We will only assign some of these permissions.
Add Permissions to the New Permission Set
- On the permission set overview page look for the System section. Under that, click System Permissions. If you closed the permission set overview page, go to Setup, click Users—>Permission Sets, and click View Analytics App to reopen it.
- Click the Edit button.
- Since we’re creating a permission set called View Analytics App just for Laura (and users like her who just need to view apps), select the check box for the permission that enables that level of access: Use Analytics Templated Apps.
- Click Save.
Wow—you’ve successfully created a permission set that lets Laura view the Sales Analytics app. Only one last task to wrap everything up.

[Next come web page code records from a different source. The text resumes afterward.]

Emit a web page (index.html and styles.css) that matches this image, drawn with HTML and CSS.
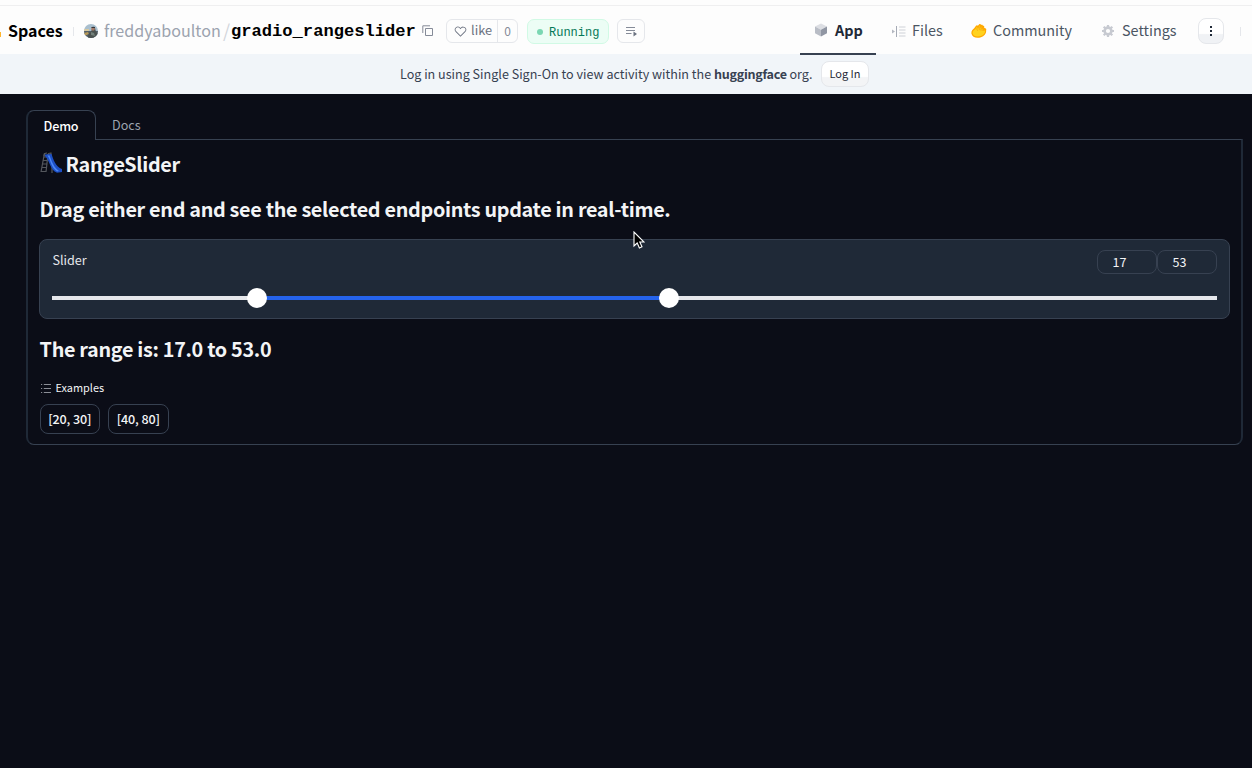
FILE: index.html
```html
<!DOCTYPE html>
<html lang="en">
<head>
<meta charset="utf-8">
<title>gradio_rangeslider</title>
<link rel="stylesheet" href="styles.css">
</head>
<body>
<header class="header">
  <div class="repo">
    <span class="logo-edge"></span>
    <span class="spaces">Spaces</span>
    <span class="divider"></span>
    <svg class="avatar" viewBox="0 0 14 14"><defs><clipPath id="round"><circle cx="7" cy="7" r="7"/></clipPath></defs><g clip-path="url(#round)"><path fill="#a9bfce" d="M0 0h14v14H0z"/><path fill="#d8c9a0" d="M0 5h5v2H0z"/><path fill="#55616a" d="M0 7h14v7H0z"/><path fill="#b99a58" d="M0 9l4-1 1 2-5 2z"/><path fill="#4b5250" d="M4 12l1-3 2-1 1-3 3-1 1 4 2 2v4H4z"/><circle cx="9" cy="5" r="1.800" fill="#a77b68"/><path fill="#343638" d="M7 4q1-2 4-1v1z"/><path fill="#73817b" d="M7 8l3 1 1 3-4-1z"/></g></svg>
    <span class="owner">freddyaboulton</span>
    <span class="slash">/</span>
    <span class="name">gradio_rangeslider</span>
    <svg class="copy" viewBox="0 0 12 12"><path d="M3.500 3.500h7v7h-7zM.8 8V.8H8" fill="none" stroke="#858b98"/></svg>
    <div class="like"><span class="like-main"><svg class="heart" viewBox="0 0 32 32"><path fill="#6b7280" d="M22.45 6a5.47 5.47 0 0 1 3.91 1.64 5.7 5.7 0 0 1 0 8L16 26.13 5.64 15.64a5.7 5.7 0 0 1 0-8 5.48 5.48 0 0 1 7.82 0l2.54 2.6 2.53-2.58A5.44 5.44 0 0 1 22.45 6m0-2a7.47 7.47 0 0 0-5.34 2.24L16 7.36l-1.11-1.12a7.49 7.49 0 0 0-10.68 0 7.72 7.72 0 0 0 0 10.82L16 29l11.79-11.94a7.72 7.72 0 0 0 0-10.82A7.49 7.49 0 0 0 22.45 4Z"/></svg><span class="lift">like</span></span><span class="like-count">0</span></div>
    <div class="running"><span class="dot"></span><span class="running-text">Running</span></div>
    <div class="logs"><svg viewBox="0 0 12 12"><path d="M0 1.500h9M0 4.500h9M0 7.500h5.500" stroke="#858b98" stroke-width="1.100"/><path d="M7.500 5.500v5l3.500-2.500z" fill="#6b7280"/></svg></div>
  </div>
  <nav class="nav">
    <a class="nav-item active"><svg class="cube" viewBox="0 0 12 14"><path fill="#dcdee3" d="M6 .5l6 3-6 3.300-6-3.300z"/><path fill="#b9bdc6" d="M0 3.500l6 3.300v6.700l-6-3.200z"/><path fill="#9096a3" d="M12 3.500l-6 3.300v6.700l6-3.200z"/></svg><span>App</span></a>
    <a class="nav-item files"><svg class="files-icon" viewBox="0 0 14 11"><path fill="#b4b8c1" d="M0 3.500l3 2-3 2z"/><path d="M4.500 0v11" stroke="#a5aab5"/><path d="M7 1h6.500M7 4h6.500M7 7h6.500M7 10h6.500" stroke="#ced1d7"/></svg><span class="lift">Files</span></a>
    <a class="nav-item community"><svg class="hand" viewBox="0 0 16 14"><path fill="#ffa800" d="M.4 9.500C.2 7 1.500 5.500 3.200 4.300L5 1.700c.6-.9 1.700-.6 1.900.1L8 .5c1-.9 2-.2 1.900.6 1-.9 2.200-.2 1.900.8 1.200-.3 1.900.8 1.300 1.800 2.300.8 2.500 1.500 2 2.300.6 2.900-1.600 6.200-5.100 7.200C5.500 14.500 1 13.300.4 9.500z"/><path fill="#ffd21e" d="M1.500 9c.2-2 1.200-2.900 2.800-3.700L6 2.400l.5 2.700L9 1.300l-.5 3.300L11 2.500l-.8 3.100 2.300-1-.7 2.200 2.400-.3c-.1 2.800-1.700 4.800-4.500 5.600-3.500 1-7.700.3-8.200-3.100z"/><path d="M5.500 4.500l1.200 2.300M7.900 2.800l.5 3.300M10.300 3.200l-.6 3.200M12.500 4.800l-1.700 2.100" stroke="#f59b0b" stroke-width=".7" fill="none"/></svg><span class="lift">Community</span></a>
    <a class="nav-item settings"><svg class="gear" viewBox="0 0 12 12"><circle cx="6" cy="6" r="3.400" fill="none" stroke="#c7cad1" stroke-width="2.600"/><path d="M6 0v2.300M6 9.700V12M0 6h2.300M9.700 6H12M1.700 1.700l1.600 1.600M8.700 8.700l1.600 1.600M1.700 10.300l1.600-1.600M8.700 3.300l1.600-1.600" stroke="#c7cad1" stroke-width="2.200"/></svg><span class="lift">Settings</span></a>
    <span class="more"><svg viewBox="0 0 4 10"><path fill="#1f2937" d="M1 0h2v2H1zM1 4h2v2H1zM1 8h2v2H1z"/></svg></span>
    <span class="divider end"></span>
  </nav>
</header>
<div class="banner"><span class="banner-text">Log in using Single Sign-On to view activity within the <b>huggingface</b> org.</span><span class="login">Log In</span></div>
<main class="app">
  <div class="tabs"><span class="tab selected">Demo</span><span class="tab docs">Docs</span></div>
  <section class="panel">
    <h2 class="title"><svg class="slide" viewBox="0 0 22 22"><g fill="none" stroke="#54575d" stroke-width="1.200"><path d="M4.500 1L1 20M8 2L6 20M3.500 5H8M3 8.500h4.500M2.500 12H7M2 15.500h4.500M1 19.500h5"/><path d="M4 4q0-3 3-3M8 3q0-2 3-2v6"/><path d="M12 14v7"/></g><path fill="#1d4fc4" d="M5 2.500L11.500 2c2 6 4 12.500 10.500 15v3l-5 .8C10 18 10 9 5 4z"/><path fill="#4b86f3" d="M7.500 3.500h2c2 5 4 12 9.500 15.500l-2 .5c-6-4-6-11-9.500-16z"/></svg><span>RangeSlider</span></h2>
    <h2 class="subtitle">Drag either end and see the selected endpoints update in real-time.</h2>
    <div class="slider-block">
      <div class="slider-head"><span class="slider-label">Slider</span><div class="numbers"><span class="number">17</span><span class="number">53</span></div></div>
      <div class="track"><div class="range"></div><span class="thumb low"></span><span class="thumb high"></span></div>
    </div>
    <h2 class="result">The range is: 17.0 to 53.0</h2>
    <div class="examples-label"><svg viewBox="0 0 10 9"><path d="M0 .5h1.200M0 4.500h1.200M0 8.500h1.200M2.800 .5H10M2.800 4.500H10M2.800 8.500H10" stroke="#8b8e96"/></svg><span class="lift">Examples</span></div>
    <div class="examples"><span class="example">[20, 30]</span><span class="example">[40, 80]</span></div>
  </section>
</main>
<svg class="cursor" viewBox="0 0 12 19"><path d="M1 1v14l3.200-3 2.200 5 2.600-1.200L6.800 11H11z" fill="#000" stroke="#fff" stroke-width="1.100"/></svg>
</body>
</html>
```
FILE: styles.css
```css
* { box-sizing: border-box; }
body { margin: 0; height: 768px; overflow: hidden; background: #0b0d17; font-family: "Noto Sans CJK SC", "Noto Sans", sans-serif; display: flex; flex-direction: column; }
svg { display: block; flex: none; }
span { white-space: nowrap; }
.lift { padding-bottom: 2px; }
.header { height: 54px; flex: none; padding-top: 7px; display: flex; justify-content: space-between; background: linear-gradient(#fdfdfd 0 5px, #efeff0 5px 6px, #fdfdfd 6px); }
.repo { display: flex; align-items: center; height: 48px; }
.logo-edge { width: 1px; height: 5px; margin-top: 7px; background: #ffb52b; }
.spaces { width: 65px; padding: 0 0 2px 7px; font-size: 16px; font-weight: 700; color: #000; }
.divider { width: 1px; height: 9px; margin-left: 7px; background: #e5e7eb; }
.avatar { width: 14px; height: 14px; margin-left: 10px; }
.owner { width: 117px; margin-left: 6px; padding-bottom: 2px; font-size: 16.100px; color: #9ca3af; }
.slash { width: 6px; margin-left: 2px; padding-bottom: 2px; font-size: 18px; line-height: 24px; color: #d1d5db; }
.name { width: 184px; margin-left: 2px; padding-top: 2px; font: 700 17.120px/24px "Liberation Mono", monospace; color: #000; }
.copy { width: 12px; height: 12px; margin-left: 7px; }
.like { display: flex; width: 72px; height: 24px; margin-left: 12px; border: 1px solid #e5e7eb; border-radius: 6px; color: #6b7280; font-size: 12.800px; line-height: 22px; }
.like-main { display: flex; align-items: center; gap: 4px; width: 51px; padding-left: 7px; border-right: 1px solid #e5e7eb; }
.like-main .lift { line-height: 20px; }
.heart { width: 13px; height: 13px; }
.like-count { flex: 1; text-align: center; font-size: 12px; line-height: 21px; color: #858b98; }
.running { display: flex; align-items: center; width: 82px; height: 25px; margin: 1px 0 0 9px; padding-left: 9px; border: 1px solid #d1fae5; border-radius: 7px; background: #ecfdf5; color: #047857; font: 12px/20px "Liberation Mono", monospace; }
.running-text { padding-top: 2px; }
.dot { width: 6px; height: 6px; margin-right: 6px; border-radius: 50%; background: #7ad7b2; }
.logs { width: 28px; height: 24px; margin-left: 8px; padding: 6px 0 0 8px; border: 1px solid #e5e7eb; border-radius: 6px; }
.logs svg { width: 12px; height: 12px; }
.nav { display: flex; width: 452px; height: 48px; align-items: center; color: #4b5563; font-size: 14.400px; line-height: 20px; }
.nav-item { display: flex; align-items: center; height: 48px; }
.active { position: relative; z-index: 1; width: 76px; padding-left: 15px; border-bottom: 2px solid #374151; color: #1f2937; font-weight: 700; }
.cube { width: 12px; height: 14px; margin-right: 8px; }
.files { width: 80px; padding-left: 16px; }
.files-icon { width: 14px; height: 11px; margin-right: 6px; }
.community { width: 130px; padding-left: 15px; }
.hand { width: 16px; height: 14px; margin-right: 6px; }
.settings { width: 112px; padding-left: 16px; }
.gear { width: 12px; height: 12px; margin-right: 8px; }
.more { display: flex; align-items: center; justify-content: center; width: 26px; height: 26px; border: 1px solid #e5e7eb; border-radius: 8px; background: linear-gradient(#fff 60%, #f0f2f5 65%); }
.more svg { width: 4px; height: 10px; }
.end { margin-left: 16px; }
.banner { height: 40px; flex: none; display: flex; padding: 7px 0 0 400px; background: #f1f5f9; color: #374151; font-size: 12.570px; line-height: 26px; }
.banner b { letter-spacing: -.28px; }
.banner-text { width: 413px; }
.login { width: 48px; height: 26px; margin-left: 8px; border: 1px solid #e5e7eb; border-radius: 8px; background: linear-gradient(#fff 60%, #f3f4f6 65%); color: #1f2937; text-align: center; font-size: 11px; line-height: 23px; }
.app { padding: 16px 9px 0 26px; color: #f3f4f6; }
.tabs { display: flex; height: 29px; font-size: 12.600px; line-height: 28px; }
.tab { display: block; }
.selected { position: relative; width: 70px; height: 30px; padding-left: 15.500px; border: 1px solid #374151; border-width: 1px 1px 0 2px; border-left-color: #1f2937; border-radius: 8px 8px 0 0; background: #0b0d17; font-weight: 500; letter-spacing: -.15px; line-height: 29px; color: #fff; }
.docs { padding: 1px 0 0 16px; color: #9ca3af; }
.panel { height: 306px; padding: 0 11px; border: 1px solid #374151; border-width: 1px 2px 1px 2px; border-left-color: #1f2937; border-right-color: #1f2937; border-radius: 0 0 8px 8px; }
h2 { margin: 0; padding-left: .6px; font-size: 19.800px; line-height: 30px; font-weight: 700; letter-spacing: -.31px; white-space: nowrap; color: #f3f4f6; }
.title { display: flex; padding-top: 9px; height: 39px; gap: 4px; }
.slide { width: 22px; height: 22px; margin-top: 3px; }
.subtitle { margin-top: 15px; line-height: 29px; padding-bottom: 1px; }
.slider-block { height: 80px; margin-top: 15px; padding: 10px 12px 0; border: 1px solid #374151; border-radius: 8px; background: #1f2937; }
.slider-head { display: flex; justify-content: space-between; }
.slider-label { padding-left: .5px; font-size: 12.600px; line-height: 19px; color: #e5e7eb; }
.numbers { display: flex; }
.number { width: 60px; height: 24px; padding-left: 14.500px; border: 1px solid #374151; border-radius: 8px; font-size: 12.600px; line-height: 22px; }
.track { position: relative; height: 4px; margin-top: 22px; background: #e5e7eb; }
.range { width: 412px; height: 4px; margin-left: 205px; background: #2563eb; }
.thumb { position: absolute; top: -8px; width: 20px; height: 20px; border-radius: 50%; background: #fff; }
.low { left: 195px; }
.high { left: 607px; }
.result { margin-top: 15px; }
.examples-label { display: flex; align-items: center; height: 18px; margin-top: 15px; gap: 5px; padding-left: 1.500px; font-size: 10.900px; line-height: 18px; }
.examples-label svg { width: 10px; height: 9px; }
.examples { display: flex; gap: 8px; margin-top: 7px; padding-left: .5px; }
.example { width: 60.500px; height: 30px; border: 1px solid #374151; border-radius: 8px; text-align: center; font-size: 12.600px; line-height: 28px; font-weight: 500; letter-spacing: -.15px; }
.cursor { position: absolute; left: 632.500px; top: 231px; width: 12px; height: 19px; }
```
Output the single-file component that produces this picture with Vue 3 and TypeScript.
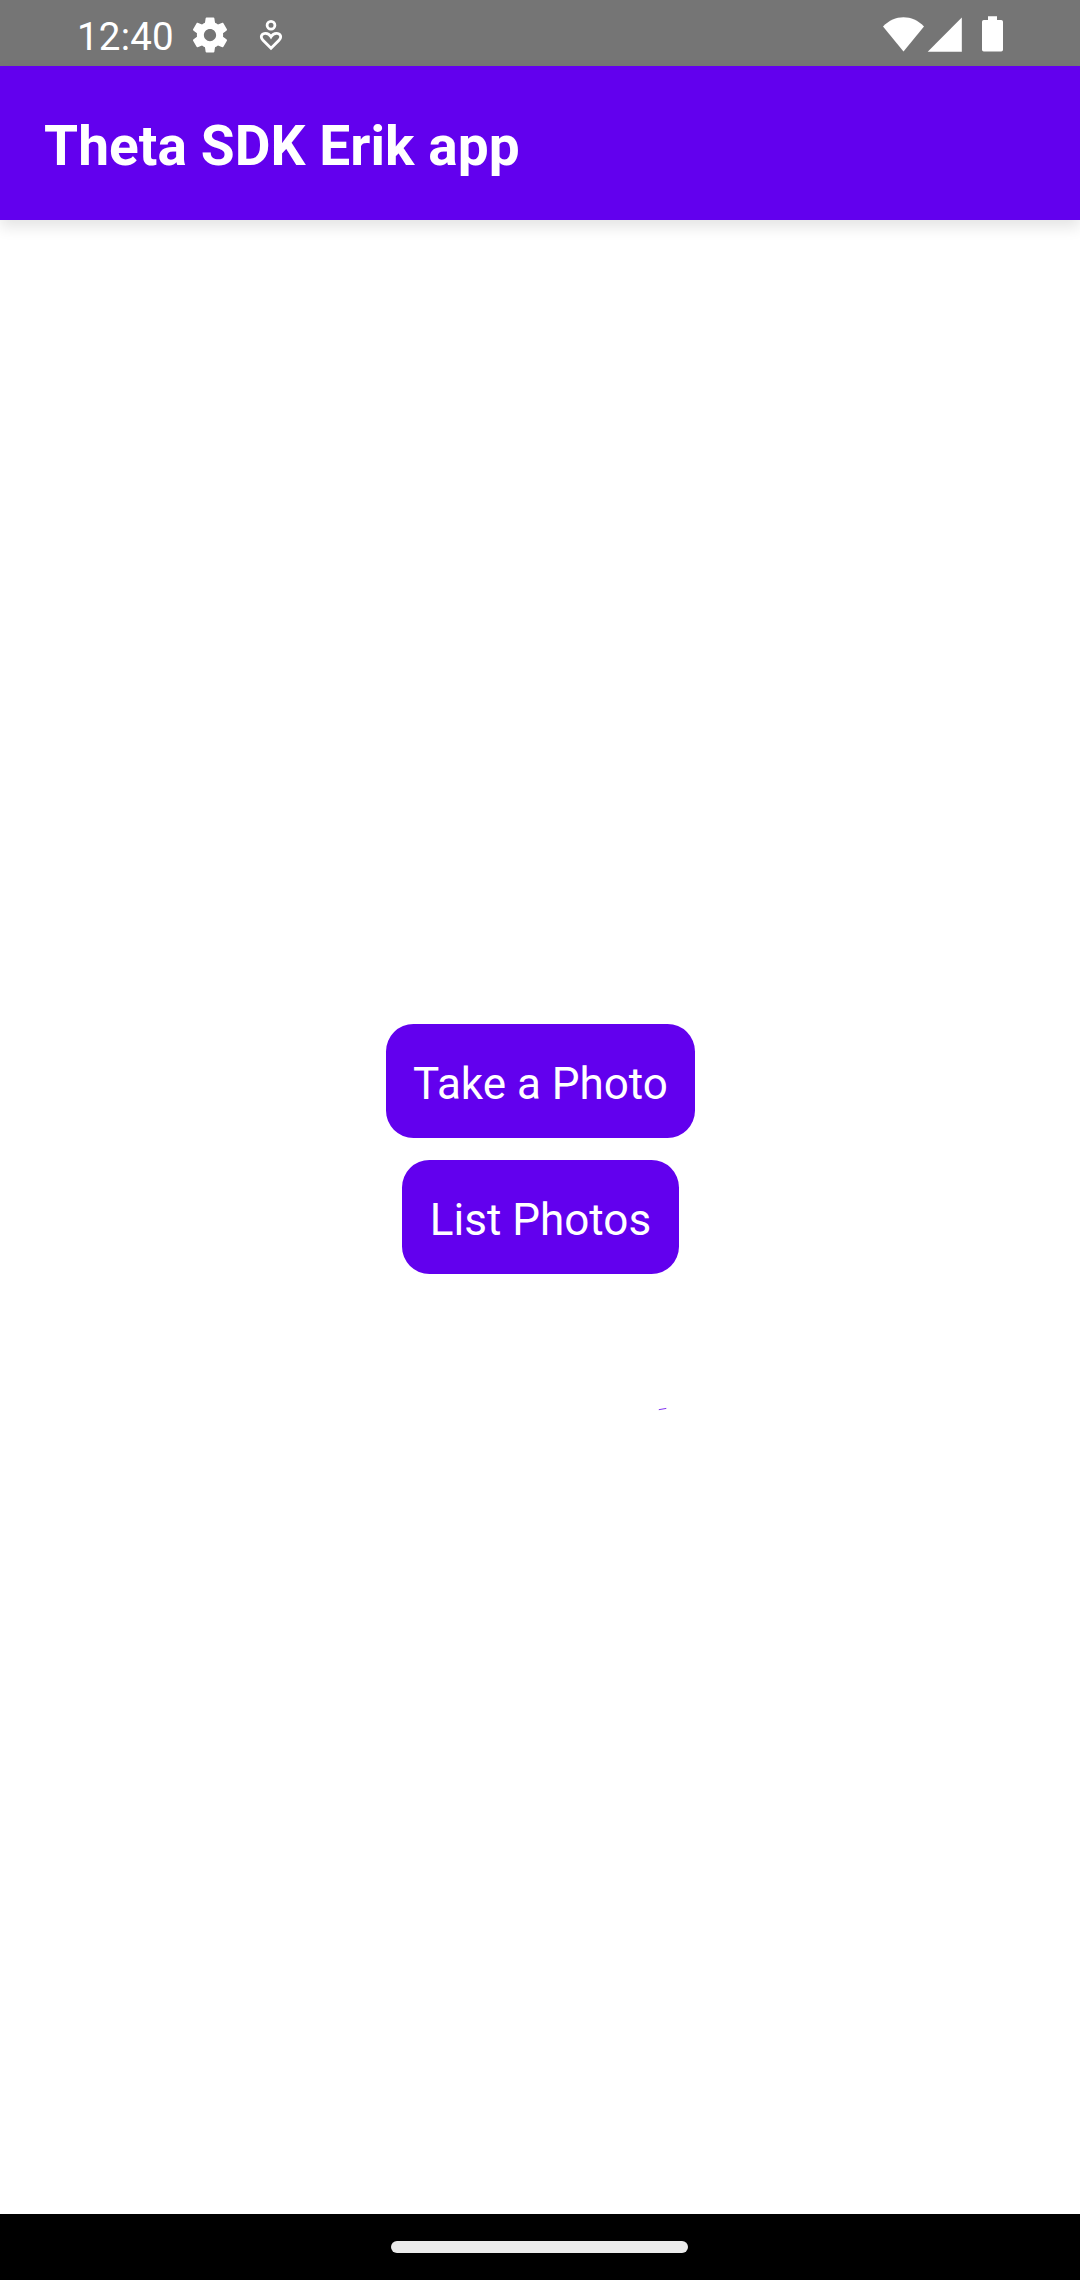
<script setup lang="ts">
interface Action {
  id: string
  label: string
}

const title = 'Theta SDK Erik app'
const clock = '12:40'
const actions: Action[] = [
  { id: 'take', label: 'Take a Photo' },
  { id: 'list', label: 'List Photos' },
]
</script>

<template>
  <div class="screen">
    <header class="status">
      <span class="clock">{{ clock }}</span>
      <svg class="gear" viewBox="0 0 24 24" aria-hidden="true">
        <path
          fill="#fff"
          d="M19.43 12.98c.04-.32.07-.64.07-.98s-.03-.66-.07-.98l2.11-1.65c.19-.15.24-.42.12-.64l-2-3.46c-.12-.22-.39-.3-.61-.22l-2.49 1c-.52-.4-1.08-.73-1.69-.98l-.38-2.65C14.46 2.18 14.25 2 14 2h-4c-.25 0-.46.18-.49.42l-.38 2.65c-.61.25-1.17.59-1.69.98l-2.49-1c-.23-.09-.49 0-.61.22l-2 3.46c-.13.22-.07.49.12.64l2.11 1.65c-.04.32-.07.65-.07.98s.03.66.07.98l-2.11 1.65c-.19.15-.24.42-.12.64l2 3.46c.12.22.39.3.61.22l2.49-1c.52.4 1.08.73 1.69.98l.38 2.65c.03.24.24.42.49.42h4c.25 0 .46-.18.49-.42l.38-2.65c.61-.25 1.17-.59 1.69-.98l2.49 1c.23.09.49 0 .61-.22l2-3.46c.12-.22.07-.49-.12-.64l-2.11-1.65zM12 15.5c-1.93 0-3.5-1.57-3.5-3.5s1.57-3.5 3.5-3.5 3.5 1.57 3.5 3.5-1.57 3.5-3.5 3.5z"
        />
      </svg>
      <svg class="heart" viewBox="0 0 24 32" aria-hidden="true">
        <g fill="none" stroke="#fff" stroke-width="2.8">
          <circle cx="12" cy="6.3" r="3.9" />
          <path d="M12 29.2L4 21.2C0.6 17.7 3 14.4 6.6 14.4C8.9 14.4 10.7 15.7 12 17.8C13.3 15.7 15.1 14.4 17.4 14.4C21 14.4 23.4 17.7 20 21.2Z" />
        </g>
      </svg>
      <span class="spacer"></span>
      <svg class="system" viewBox="0 0 124 40" aria-hidden="true">
        <g fill="#fff">
          <path d="M21.5 37.6L1 12.5C7 6.2 14 3.2 21.5 3.2S36 6.2 42 12.5Z" />
          <path d="M45.7 37.7L79.8 3.6V37.7Z" />
          <path d="M106 2.3h9v3.7h4.2q1.8 0 1.8 1.8v28q0 1.8-1.8 1.8h-17.4q-1.8 0-1.8-1.8v-28q0-1.8 1.8-1.8h4.2z" />
        </g>
      </svg>
    </header>
    <div class="appbar">
      <h1>{{ title }}</h1>
    </div>
    <main class="content">
      <button v-for="action in actions" :key="action.id" class="action" type="button">
        {{ action.label }}
      </button>
      <svg class="progress" viewBox="0 0 110 110" aria-hidden="true">
        <path d="M62.8 17.7L70.3 16.4" fill="none" stroke="#6200ee" stroke-width="0.8" />
      </svg>
    </main>
    <footer class="navbar"><span class="handle"></span></footer>
  </div>
</template>

<style>
body {
  margin: 0;
}
</style>

<style scoped>
.screen {
  display: flex;
  flex-direction: column;
  width: 1080px;
  height: 2280px;
  overflow: hidden;
  background: #fff;
  color: #fff;
  font-family: Roboto, sans-serif;
}
.status {
  display: flex;
  flex: none;
  height: 66px;
  box-sizing: border-box;
  padding: 0 74px 0 77px;
  background: #757575;
}
.clock {
  width: 112px;
  padding-top: 15px;
  font-size: 38.5px;
  line-height: 44px;
  letter-spacing: 0.2px;
  white-space: nowrap;
}
.gear {
  width: 42px;
  height: 42px;
  margin-top: 14px;
}
.heart {
  width: 24px;
  height: 32px;
  margin: 19px 0 0 28px;
}
.spacer {
  flex: 1;
}
.system {
  width: 124px;
  height: 40px;
  margin-top: 14px;
}
.appbar {
  display: flex;
  flex: none;
  align-items: center;
  height: 154px;
  box-sizing: border-box;
  padding: 6px 44px 0;
  background: #6200ee;
  box-shadow: 0 7px 14px rgba(0, 0, 0, 0.11);
}
h1 {
  margin: 0;
  font-size: 55px;
  font-weight: 700;
  line-height: 64px;
  letter-spacing: 0.07px;
  white-space: nowrap;
}
.content {
  display: flex;
  flex: 1;
  flex-direction: column;
  align-items: center;
  padding: 804px 0 0 1px;
}
.action {
  box-sizing: border-box;
  height: 114px;
  margin: 0 0 22px;
  padding: 6px 27.5px 0;
  border: 0;
  border-radius: 27.5px;
  background: #6200ee;
  color: #fff;
  font: 400 44px/52px Roboto, sans-serif;
  white-space: nowrap;
}
.progress {
  width: 110px;
  height: 110px;
  margin: 96px 0 0 220px;
}
.navbar {
  display: flex;
  flex: none;
  justify-content: center;
  height: 66px;
  background: #000;
}
.handle {
  width: 297px;
  height: 12px;
  margin: 27px 1px 0 0;
  border-radius: 6px;
  background: #ebebeb;
}
</style>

At the Finish Line! Assign Permission Sets
- In Setup, click Permission Sets.
- Click the permission set you just created, View Analytics App.
- Click Manage Assignments.
- Click Add Assignments.
- Select the checkbox for our insistent Sales Manager, Laura Garza, and click Assign.
- Click Done.
Wrapping Up, and What’s Next
You’re done—way to go! You’ve assigned a PSL to another user, created a new permission set, added permissions to that set, and assigned the set to the user. That’s a lot of steps, but it’s all about security, security, security!
The same basic process applies to other app and users, even though you did all this using Sales Analytics. The differences are the permission set license (PSL) you assign, and the specific permissions you add to permission sets. Each app requires that you assign users the unique PSL for that app. And a different type of user—say an admin, or a power user—would require that you add other permissions to give them access to the app features they need.
For now, pat yourself on the back, and take a few well-deserved deep breaths. You’re well on your way to becoming an Analytics guru!